GOOGL shares sold off significantly in the first quarter, as the tech giant underperformed amid rising concerns that the company’s dominance in search, where it enjoys a 90%-plus market share, may be threatened by the proliferation of new AI players. At the same time, management indicated that capital spending would “increase materially” as the company invests in AI infrastructure, including AI chips and datacenter capacity. That led to increasing concerns that Alphabet’s free cash flow would take a material hit this year.

As it turned out, first quarter earnings exceeded expectations, driven by better revenue growth and margin expansion. Even as capital spending nearly doubled year over year, free cash flow per share rose 2% due to greater profitability. This put to bed, at least for now, concerns that management would irrationally invest capital in AI “at any cost.” 

Management is committed to streamlining the company’s cost structure to fund higher levels of targeted AI investments. To accomplish this effort, greater scrutiny is being placed on projects that aren’t generating an adequate return on investment resulting in margin expansion and greater operating cash flow. Meanwhile, we believe the company’s balance sheet is one of the strongest among all public companies, allowing for sustained, above-market growth and more capital returned to shareholders via share repurchases and a newly initiated dividend. 
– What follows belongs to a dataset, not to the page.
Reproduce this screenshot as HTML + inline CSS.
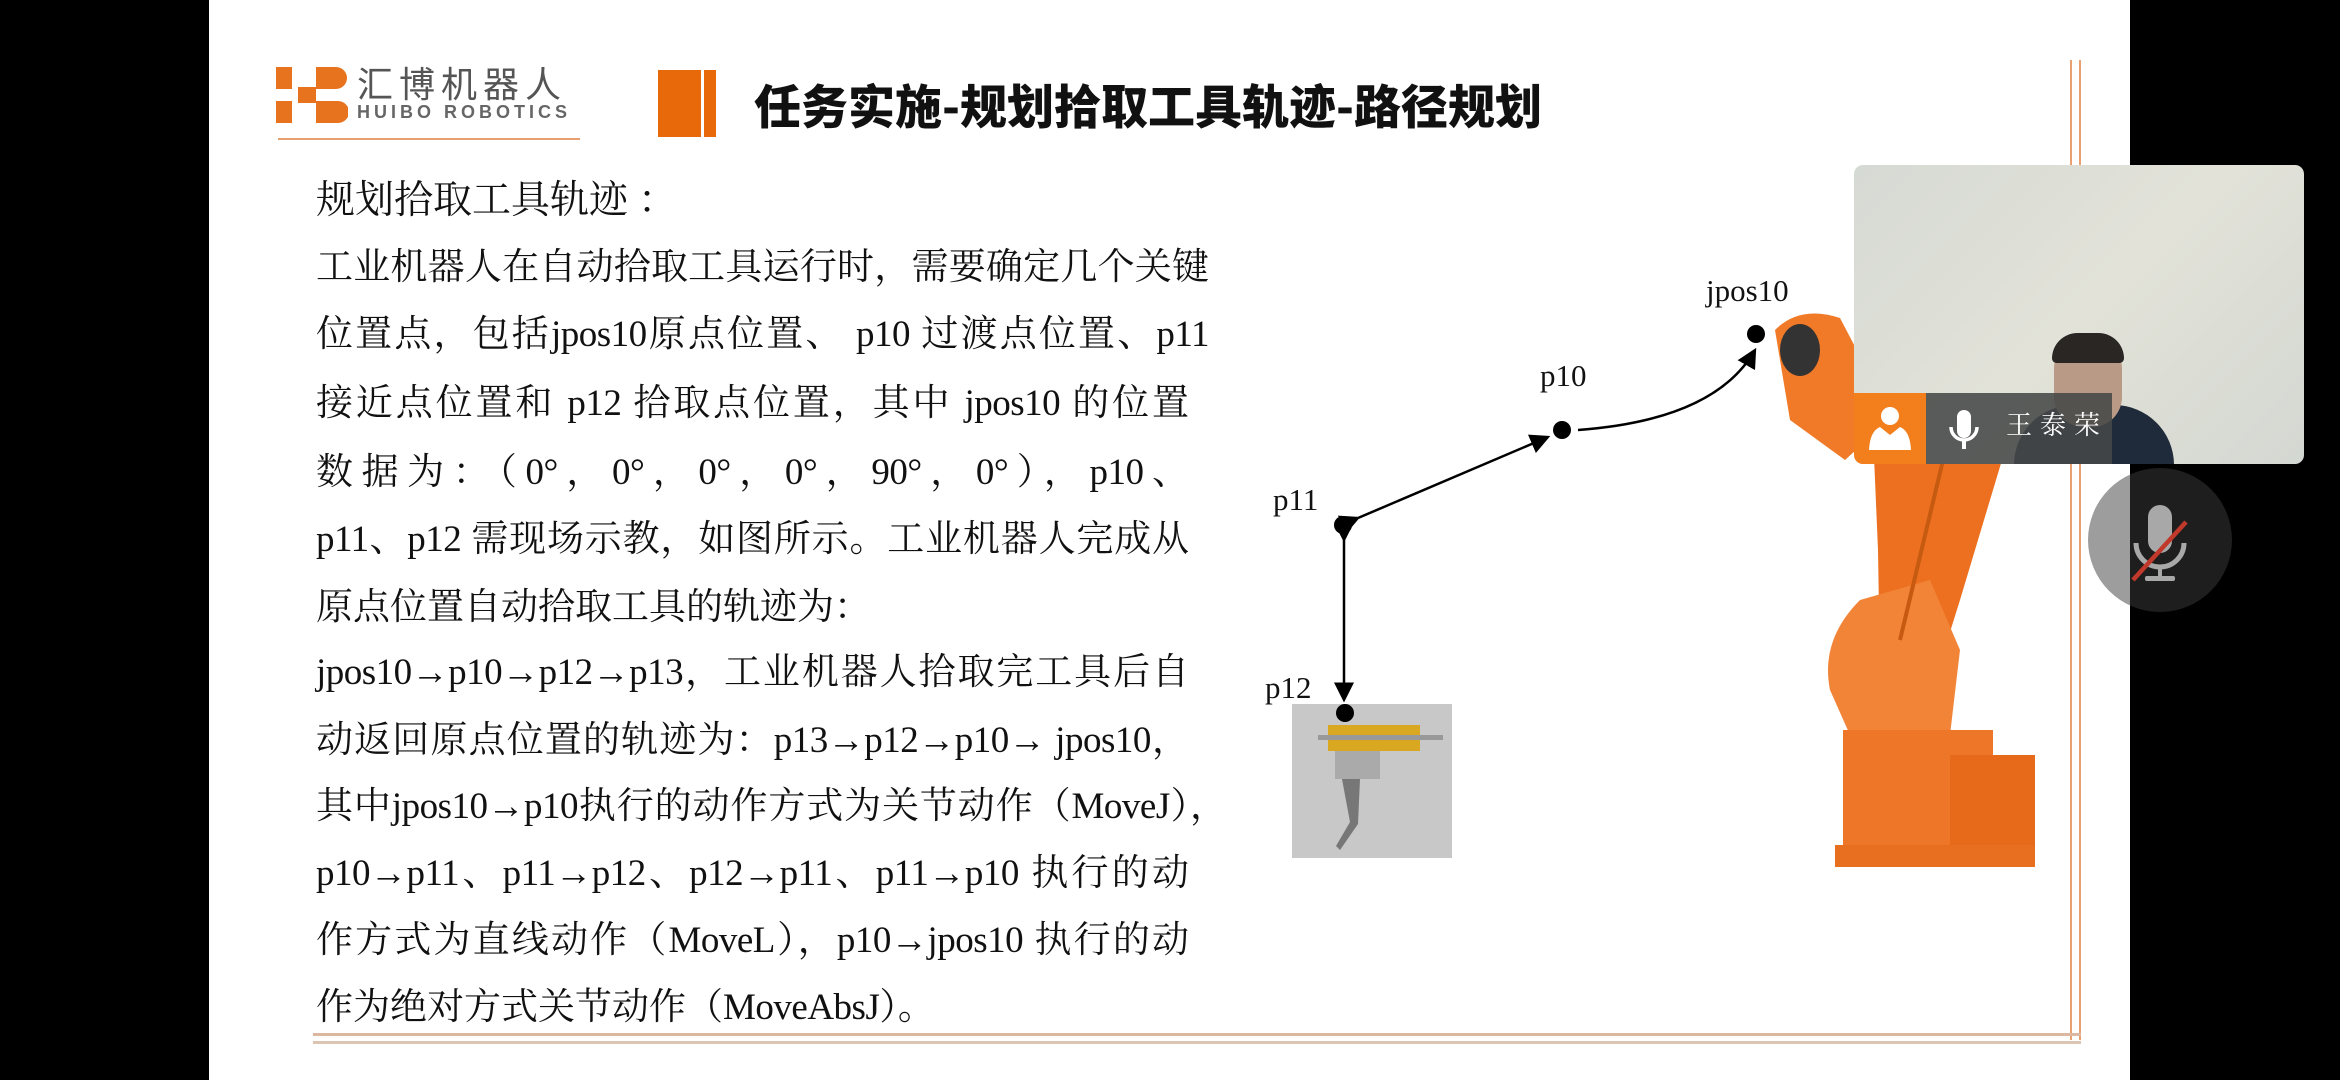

We expect capital spending to rise by around $18 billion to $50 billion in FY 2024 and R&D investments to increase $4 billion to around $48 billion. While we don’t know if Alphabet will be the next big winner in AI, we believe it can be a meaningful player because there are only a handful of companies on the planet capable of investing $98 billion per year. In addition to capital, another key “raw material” in any AI strategy is data. Here too, few companies have more scale.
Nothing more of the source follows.